Wednesday, September 25, 2013

Drawing Lessons in Amstedam, Visit to the MBA Lyon

During my last holiday to France I had the chance to visit the museum of beaux arts in Lyon France and had a look at some of the most amazing paintings and drawings I've seen before.

As I mentioned in some of my previous posts, part of your drawing lessons and painting lessons homework should always be to visit museums and develop an eye for the art you're observing.  Learning to draw and paint is first of all learning to see.  Once that part is covered you can then start to grapple with using the medium of your choice to show the world what you are personally perceiving.

So on the practical side, how it is that I try to see a work of art?  First comes trying to absorb the whole.  The big skeleton of the picture.  I want to understand in very broad terms what the composition is doing.  You can almost imagine you are looking at a black and white postage stamp instead of the full size picture.  All the detail and color are gone and you're left with the most basic structure.

 In drawing lessons and painting lessons, composition is usually a topic left for last, because of its great complexity.  However I believe it's easier to break it down and start dealing with it's basics from the begining.  This is something I try to do in my lessons in Amsterdam.

The second thing that interests me is the use of color and how they achieve harmony in the light.  I don't memorize but constant looking begins to give you a feel for colors that create beautiful harmonies.

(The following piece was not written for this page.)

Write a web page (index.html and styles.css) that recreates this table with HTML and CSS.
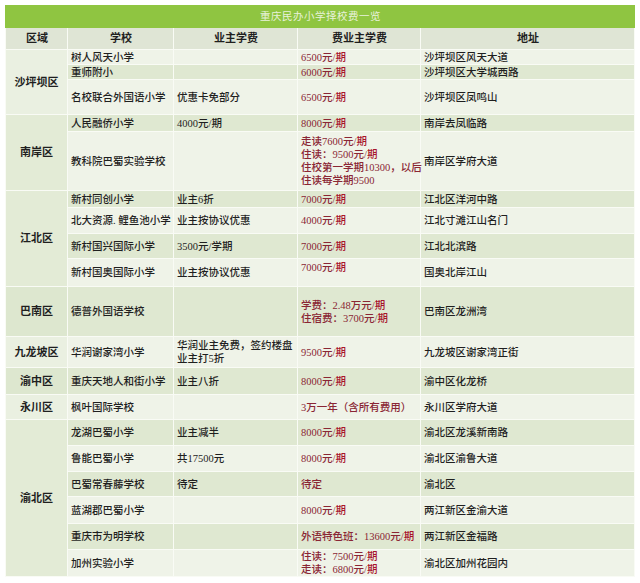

As this becomes clear and I have a grasp of the composition and color harmony, I want to then know how the execution was done.  I want to see the kind of brushwork that the painter used, and especially how he or she handled the edges in the painting, which are a big element that separates the amateur from the professional.

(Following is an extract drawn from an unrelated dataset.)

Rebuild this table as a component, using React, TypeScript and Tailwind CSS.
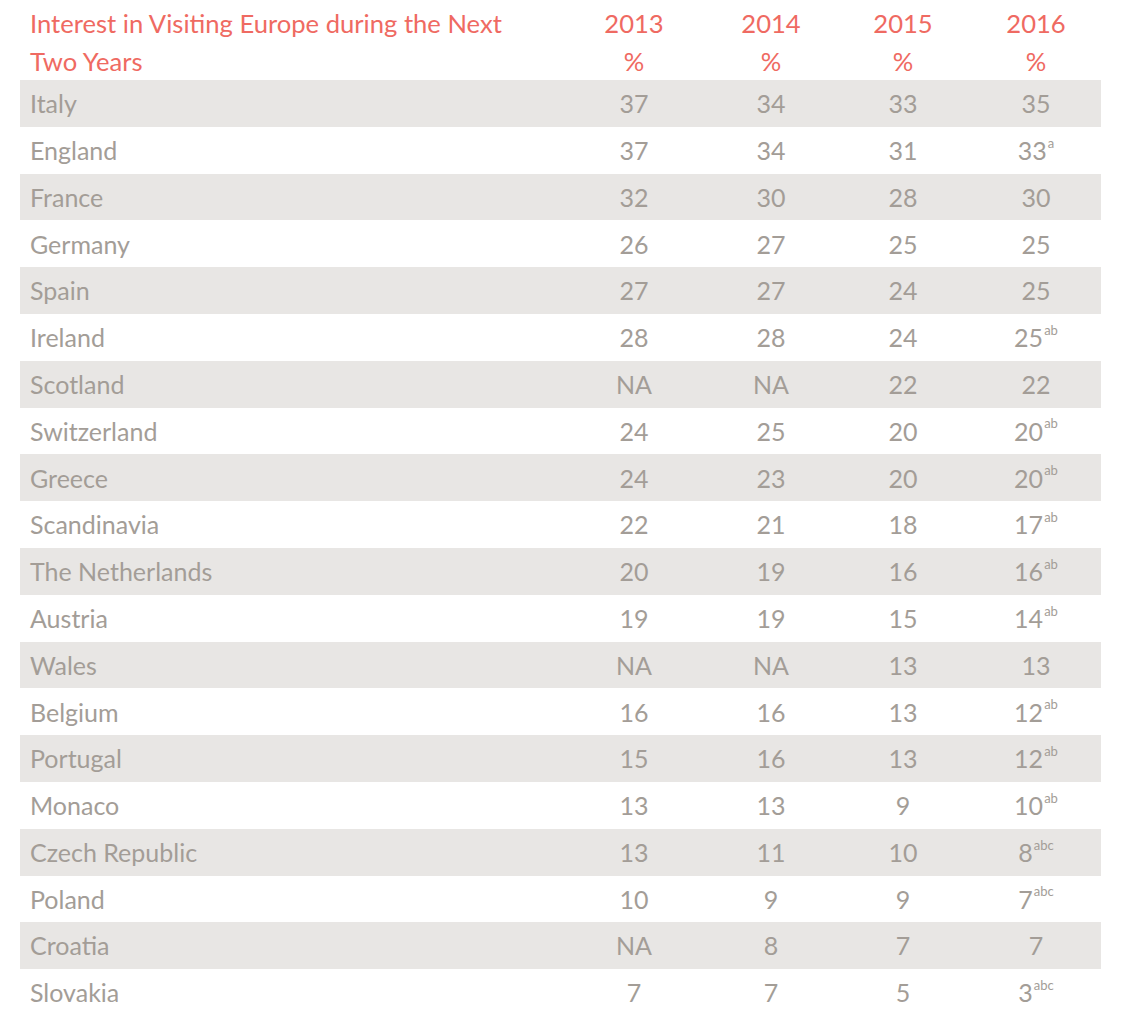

As for what I found on the museum that caught my eye, the piece I was most impressed with, ironically was a wooden sculpture of a court jester that was so realistic in it's carvign and posture that you couldn't help but expect it to jump to life at any second.

On the painting side of things, there was a large canvas of two women reading in a darkened room by Fantin Latour which was for me the greatest masterpiece in the collection. The composition, execution and play with light where absolutely masterful.